▶ Requirements: Each line of the material must be repeated precisely, with the pictures left out.
━━━ Exercise material
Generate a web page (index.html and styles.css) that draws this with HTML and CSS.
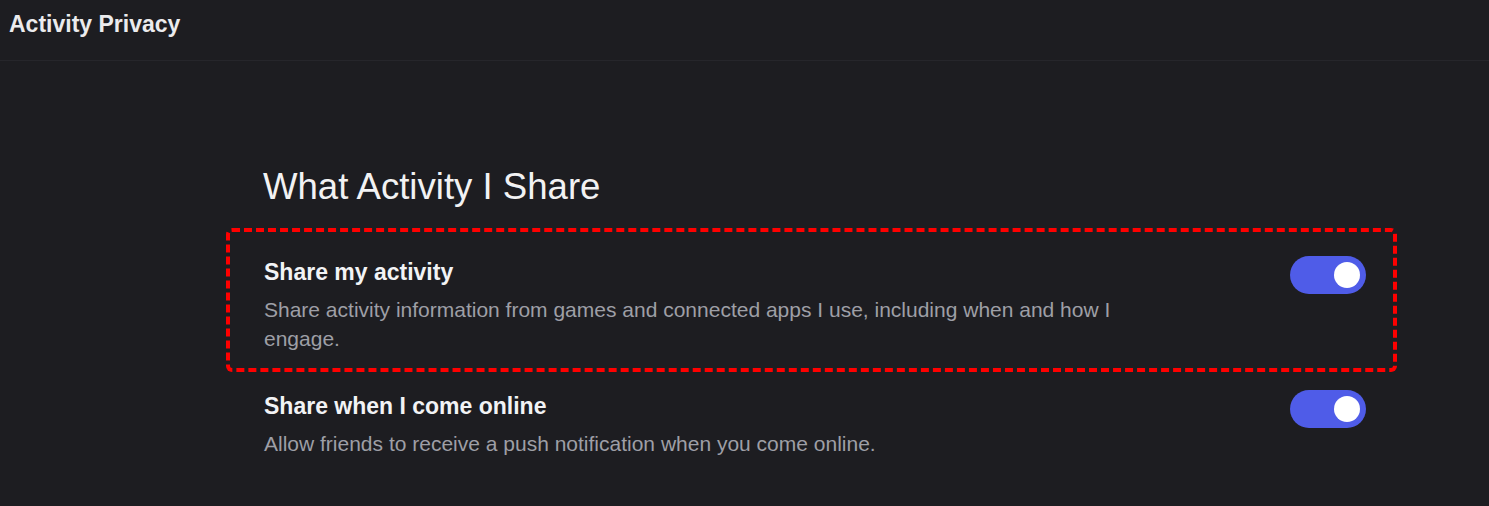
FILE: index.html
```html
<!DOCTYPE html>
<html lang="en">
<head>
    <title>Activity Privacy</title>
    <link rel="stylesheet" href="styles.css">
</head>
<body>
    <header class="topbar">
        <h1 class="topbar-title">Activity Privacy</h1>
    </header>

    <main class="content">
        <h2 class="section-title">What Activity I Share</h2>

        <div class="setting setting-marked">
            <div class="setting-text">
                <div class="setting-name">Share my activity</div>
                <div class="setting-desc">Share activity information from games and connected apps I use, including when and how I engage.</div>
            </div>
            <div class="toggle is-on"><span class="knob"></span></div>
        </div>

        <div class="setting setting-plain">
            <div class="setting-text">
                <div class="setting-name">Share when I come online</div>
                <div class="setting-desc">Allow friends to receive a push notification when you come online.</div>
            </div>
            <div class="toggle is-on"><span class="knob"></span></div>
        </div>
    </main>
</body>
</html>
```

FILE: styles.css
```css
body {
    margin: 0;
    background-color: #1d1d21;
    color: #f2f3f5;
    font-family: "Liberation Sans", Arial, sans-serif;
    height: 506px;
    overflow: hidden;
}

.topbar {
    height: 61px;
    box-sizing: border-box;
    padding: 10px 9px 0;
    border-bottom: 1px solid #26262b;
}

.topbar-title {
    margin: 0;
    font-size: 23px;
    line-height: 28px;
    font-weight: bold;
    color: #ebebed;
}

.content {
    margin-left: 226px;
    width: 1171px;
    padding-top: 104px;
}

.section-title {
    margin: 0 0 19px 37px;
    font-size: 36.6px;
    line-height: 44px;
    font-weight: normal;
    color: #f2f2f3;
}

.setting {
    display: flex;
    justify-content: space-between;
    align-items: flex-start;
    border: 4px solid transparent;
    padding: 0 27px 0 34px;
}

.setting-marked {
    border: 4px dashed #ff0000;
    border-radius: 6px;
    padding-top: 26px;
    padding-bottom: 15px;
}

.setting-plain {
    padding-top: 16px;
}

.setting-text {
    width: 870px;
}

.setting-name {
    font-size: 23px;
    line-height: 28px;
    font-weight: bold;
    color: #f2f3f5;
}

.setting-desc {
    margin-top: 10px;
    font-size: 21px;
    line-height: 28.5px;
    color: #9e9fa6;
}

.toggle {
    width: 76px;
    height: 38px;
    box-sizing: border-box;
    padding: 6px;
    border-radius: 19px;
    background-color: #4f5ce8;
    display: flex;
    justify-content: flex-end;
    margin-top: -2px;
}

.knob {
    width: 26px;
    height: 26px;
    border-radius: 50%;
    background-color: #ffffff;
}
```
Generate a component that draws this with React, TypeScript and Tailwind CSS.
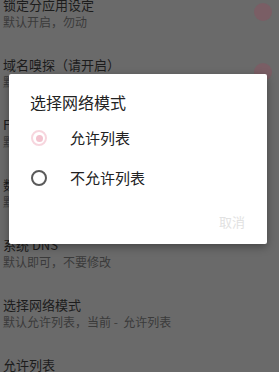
━━━━━━
▶ The completed task:
Generate a web page (index.html and styles.css) that draws this with HTML and CSS.
FILE: index.html
```html
<!DOCTYPE html>
<html lang="en">
<head>
    <title>Activity Privacy</title>
    <link rel="stylesheet" href="styles.css">
</head>
<body>
    <header class="topbar">
        <h1 class="topbar-title">Activity Privacy</h1>
    </header>

    <main class="content">
        <h2 class="section-title">What Activity I Share</h2>

        <div class="setting setting-marked">
            <div class="setting-text">
                <div class="setting-name">Share my activity</div>
                <div class="setting-desc">Share activity information from games and connected apps I use, including when and how I engage.</div>
            </div>
            <div class="toggle is-on"><span class="knob"></span></div>
        </div>

        <div class="setting setting-plain">
            <div class="setting-text">
                <div class="setting-name">Share when I come online</div>
                <div class="setting-desc">Allow friends to receive a push notification when you come online.</div>
            </div>
            <div class="toggle is-on"><span class="knob"></span></div>
        </div>
    </main>
</body>
</html>
```

FILE: styles.css
```css
body {
    margin: 0;
    background-color: #1d1d21;
    color: #f2f3f5;
    font-family: "Liberation Sans", Arial, sans-serif;
    height: 506px;
    overflow: hidden;
}

.topbar {
    height: 61px;
    box-sizing: border-box;
    padding: 10px 9px 0;
    border-bottom: 1px solid #26262b;
}

.topbar-title {
    margin: 0;
    font-size: 23px;
    line-height: 28px;
    font-weight: bold;
    color: #ebebed;
}

.content {
    margin-left: 226px;
    width: 1171px;
    padding-top: 104px;
}

.section-title {
    margin: 0 0 19px 37px;
    font-size: 36.6px;
    line-height: 44px;
    font-weight: normal;
    color: #f2f2f3;
}

.setting {
    display: flex;
    justify-content: space-between;
    align-items: flex-start;
    border: 4px solid transparent;
    padding: 0 27px 0 34px;
}

.setting-marked {
    border: 4px dashed #ff0000;
    border-radius: 6px;
    padding-top: 26px;
    padding-bottom: 15px;
}

.setting-plain {
    padding-top: 16px;
}

.setting-text {
    width: 870px;
}

.setting-name {
    font-size: 23px;
    line-height: 28px;
    font-weight: bold;
    color: #f2f3f5;
}

.setting-desc {
    margin-top: 10px;
    font-size: 21px;
    line-height: 28.5px;
    color: #9e9fa6;
}

.toggle {
    width: 76px;
    height: 38px;
    box-sizing: border-box;
    padding: 6px;
    border-radius: 19px;
    background-color: #4f5ce8;
    display: flex;
    justify-content: flex-end;
    margin-top: -2px;
}

.knob {
    width: 26px;
    height: 26px;
    border-radius: 50%;
    background-color: #ffffff;
}
```
Generate a component that draws this with React, TypeScript and Tailwind CSS.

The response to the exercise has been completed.